In this study, micromechanical modeling will be performed for composite materials containing fillers oriented randomly in the matrix. The purpose of this study is to derive more general and explicit solutions for the effective thermal and electromagnetic properties of such composite materials without restricting the properties and shapes of the fillers. For this purpose, it is assumed that the physical properties of the filler are the same anisotropic properties as orthorhombic materials, and the shape of the fillers is ellipsoidal. This model is analyzed by micromechanics combining the Eshelby's equivalent inclusion method with the self-consistent method or the Mori-Tanaka's theory. Solutions of the effective thermal and electromagnetic properties both for composite materials containing many kinds of fillers with different shapes and physical properties and for polycrystalline materials can be also derived. Using the obtained solutions, the effect of the shape, the anisotropy, and the volume fraction of the filler on the effective thermal conductivity is examined for the carbon filler / polyethylene and the two types of quartz particles (and voids) / polyethylene.

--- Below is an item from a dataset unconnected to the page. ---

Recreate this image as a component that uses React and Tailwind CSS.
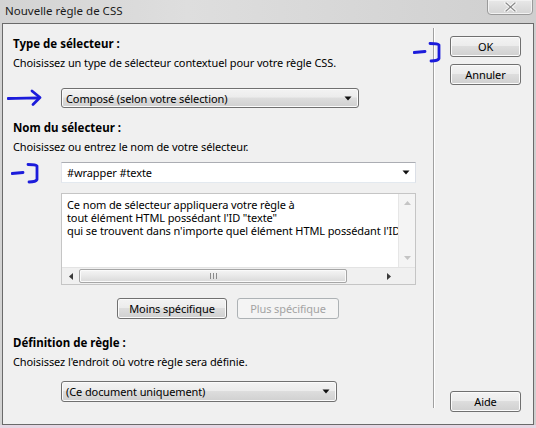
import React from "react";

// Small black dropdown caret used by the combo boxes
function Caret({ className = "" }) {
  return (
    <svg width="8" height="5" viewBox="0 0 8 5" className={className}>
      <path d="M0.5 0.5 H7.5 L4 4.5 Z" fill="#111" />
    </svg>
  );
}

function Button({ children, disabled = false, className = "" }) {
  return (
    <div
      className={
        "flex h-[21px] items-center justify-center rounded-[3px] border leading-none " +
        (disabled
          ? "border-[#adb2b5] bg-[#f4f4f4] text-[#a3a3a3] "
          : "border-[#707070] bg-[linear-gradient(#f3f3f3,#ececec_45%,#dddddd_50%,#d0d0d0)] text-black shadow-[inset_0_0_0_1px_#fbfbfb] ") +
        className
      }
    >
      {children}
    </div>
  );
}

function Heading({ children, className = "" }) {
  return <div className={"text-[11.5px] font-bold leading-[19px] tracking-normal " + className}>{children}</div>;
}

function Hint({ children }) {
  return <div className="leading-[19px]">{children}</div>;
}

// Hand-drawn blue arrow pointing right
function ArrowMark() {
  return (
    <svg width="36" height="18" viewBox="0 0 36 18" className="-ml-[6px]">
      <path d="M1 9.5 C10 9 20 9.2 31 9" stroke="#1c1cdb" strokeWidth="2.8" fill="none" strokeLinecap="round" />
      <path d="M25 2 L33 8.5 L26 15.5" stroke="#1c1cdb" strokeWidth="2.8" fill="none" strokeLinecap="round" strokeLinejoin="round" />
    </svg>
  );
}

// Hand-drawn blue dash with a closing bracket
function BracketMark({ className = "" }) {
  return (
    <svg width="30" height="22" viewBox="0 0 30 22" className={className}>
      <path d="M1 11.5 L12 10.5" stroke="#1c1cdb" strokeWidth="2.8" fill="none" strokeLinecap="round" />
      <path d="M17 2.5 C21 2.5 25 2.5 26 4 L26 17.5 C25 19.5 21 20 18 20" stroke="#1c1cdb" strokeWidth="2.8" fill="none" strokeLinecap="round" strokeLinejoin="round" />
    </svg>
  );
}

export default function App() {
  return (
    <div className="relative flex h-[428px] w-[536px] flex-col overflow-hidden bg-[linear-gradient(90deg,#d3d3d3,#dedede_35%,#d6d6d6_70%,#cfcfcf)] font-['Segoe_UI','Noto_Sans',sans-serif] text-[11px] tracking-[-0.1px] text-black">
      {/* title bar */}
      <div className="flex h-[23px] shrink-0 items-start">
        <div className="pl-[5px] pt-[1px] text-[11.5px] leading-[19px] tracking-normal text-[#1a1a1a]">Nouvelle règle de CSS</div>
        <div className="ml-auto mr-[3px] -mt-[1px] flex h-[16px] w-[46px] items-center justify-center rounded-b-[4px] border border-[#9a9a9a] bg-[linear-gradient(#e8e8e8,#d4d4d4)] shadow-[inset_0_0_0_1px_#f2f2f2]">
          <svg width="13" height="10" viewBox="0 0 13 10">
            <path d="M2 1 L11 9 M11 1 L2 9" stroke="#f7f7f7" strokeWidth="3.4" strokeLinecap="round" />
            <path d="M2 1 L11 9 M11 1 L2 9" stroke="#8a8a8a" strokeWidth="1.2" strokeLinecap="round" />
          </svg>
        </div>
      </div>

      {/* dialog body */}
      <div className="mx-[2px] flex h-[402px] shrink-0 border border-[#6a6a6a] bg-[#f0f0f0]">
        {/* left column */}
        <div className="w-[430px] shrink-0 pl-[10px] pt-[10px]">
          <Heading>Type de sélecteur :</Heading>
          <Hint>Choisissez un type de sélecteur contextuel pour votre règle CSS.</Hint>

          <div className="mt-[16px] flex h-[20px] items-center">
            <div className="flex w-[48px] items-center">
              <ArrowMark />
            </div>
            <div className="flex h-[20px] w-[298px] items-center rounded-[3px] border border-[#707070] bg-[linear-gradient(#f3f3f3,#ececec_45%,#dddddd_50%,#d0d0d0)] pl-[4px] pr-[6px] shadow-[inset_0_0_0_1px_#fbfbfb]">
              <span className="leading-none">Composé (selon votre sélection)</span>
              <Caret className="ml-auto" />
            </div>
          </div>

          <Heading className="mt-[10px]">Nom du sélecteur :</Heading>
          <Hint>Choisissez ou entrez le nom de votre sélecteur.</Hint>

          <div className="mt-[6px] flex h-[21px] items-center">
            <div className="flex w-[48px] items-center">
              <BracketMark className="-ml-[2px]" />
            </div>
            <div className="flex h-[21px] w-[355px] items-center border border-[#abadb3] border-b-[#e3e9ef] border-l-[#e2e3ea] border-r-[#dbdfe6] bg-white pl-[5px] pr-[5px]">
              <span className="leading-none">#wrapper #texte</span>
              <Caret className="ml-auto" />
            </div>
          </div>

          {/* description box with scrollbars */}
          <div className="ml-[48px] mt-[10px] flex h-[92px] w-[355px] flex-col border border-[#c5c5c5] bg-white">
            <div className="flex min-h-0 flex-1">
              <div className="min-w-0 flex-1 overflow-hidden whitespace-nowrap pl-[5px] pt-[4px] leading-[13px]">
                <div>Ce nom de sélecteur appliquera votre règle à</div>
                <div>tout élément HTML possédant l'ID "texte"</div>
                <div>qui se trouvent dans n'importe quel élément HTML possédant l'ID "wrapper"</div>
              </div>
              <div className="flex w-[17px] shrink-0 flex-col items-center justify-between border-l border-[#e6e6e6] bg-[#f4f4f4] py-[7px]">
                <svg width="7" height="4" viewBox="0 0 7 4">
                  <path d="M0 4 L3.5 0 L7 4 Z" fill="#c4c4c4" />
                </svg>
                <svg width="7" height="4" viewBox="0 0 7 4">
                  <path d="M0 0 L7 0 L3.5 4 Z" fill="#c4c4c4" />
                </svg>
              </div>
            </div>
            <div className="flex h-[17px] shrink-0 border-t border-[#e3e3e3] bg-[#f0f0f0]">
              <div className="flex w-[17px] shrink-0 items-center justify-center">
                <svg width="4" height="7" viewBox="0 0 4 7">
                  <path d="M4 0 L0 3.5 L4 7 Z" fill="#3a3a3a" />
                </svg>
              </div>
              <div className="my-[1px] flex w-[268px] items-center justify-center rounded-[2px] border border-[#a6a6a6] bg-[linear-gradient(#f5f5f5,#e8e8e8_50%,#d9d9d9)] shadow-[inset_0_0_0_1px_#fafafa]">
                <svg width="7" height="6" viewBox="0 0 7 6">
                  <path d="M0.5 0 V6 M3.5 0 V6 M6.5 0 V6" stroke="#8a8a8a" strokeWidth="1" />
                </svg>
              </div>
              <div className="flex flex-1 items-center justify-end pr-[7px]">
                <svg width="4" height="7" viewBox="0 0 4 7">
                  <path d="M0 0 L4 3.5 L0 7 Z" fill="#3a3a3a" />
                </svg>
              </div>
              <div className="w-[17px] shrink-0 bg-[#f0f0f0]" />
            </div>
          </div>

          <div className="mt-[13px] flex gap-[10px] pl-[104px]">
            <Button className="w-[110px]">Moins spécifique</Button>
            <Button disabled className="w-[102px]">Plus spécifique</Button>
          </div>

          <Heading className="mt-[14px]">Définition de règle :</Heading>
          <Hint>Choisissez l'endroit où votre règle sera définie.</Hint>

          <div className="ml-[48px] mt-[10px] flex h-[21px] w-[276px] items-center rounded-[3px] border border-[#707070] bg-[linear-gradient(#f3f3f3,#ececec_45%,#dddddd_50%,#d0d0d0)] pl-[4px] pr-[6px] shadow-[inset_0_0_0_1px_#fbfbfb]">
            <span className="leading-none">(Ce document uniquement)</span>
            <Caret className="ml-auto" />
          </div>
        </div>

        {/* vertical separator */}
        <div className="mt-[4px] h-[380px] w-[2px] shrink-0 border-l border-r border-l-[#a0a0a0] border-r-white" />

        {/* right column */}
        <div className="relative flex flex-1 flex-col pb-[12px] pl-[15px] pt-[12px]">
          <Button className="w-[71px]">OK</Button>
          <Button className="mt-[7px] w-[71px]">Annuler</Button>
          <Button className="mt-auto w-[71px]">Aide</Button>
        </div>
      </div>

      <div className="flex-1 bg-[#e6d7e4]" />

      {/* annotation mark beside OK */}
      <BracketMark className="absolute left-[413px] top-[41px]" />
    </div>
  );
}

As a result, for the carbon filler / polyethylene, it is found that the effective thermal conductivity of the material when the shape of the filler is flat is about 20% higher than that when the shape of the filler is fibrous. Furthermore, when the shape of the carbon filler is flat, the result when the carbon filler is assumed to be isotropic is significantly different from that when the filler is assumed to be anisotropic. From the above, when the filler is oriented randomly in the material, it is found that simultaneously considering not only the shape of the filler but also its anisotropic properties is important to accurately evaluate the effective physical properties of the composite material. For two types of quartz particles (and voids) / polyethylene materials, the experimental result agrees better with the result of the Mori-Tanaka's theory than that of the self-consistent method, even if the volume fraction of the filler is more than 50%. From the above results, it is found that the analytical solutions of this study can generally explain the experimental results and can be applied to actual materials.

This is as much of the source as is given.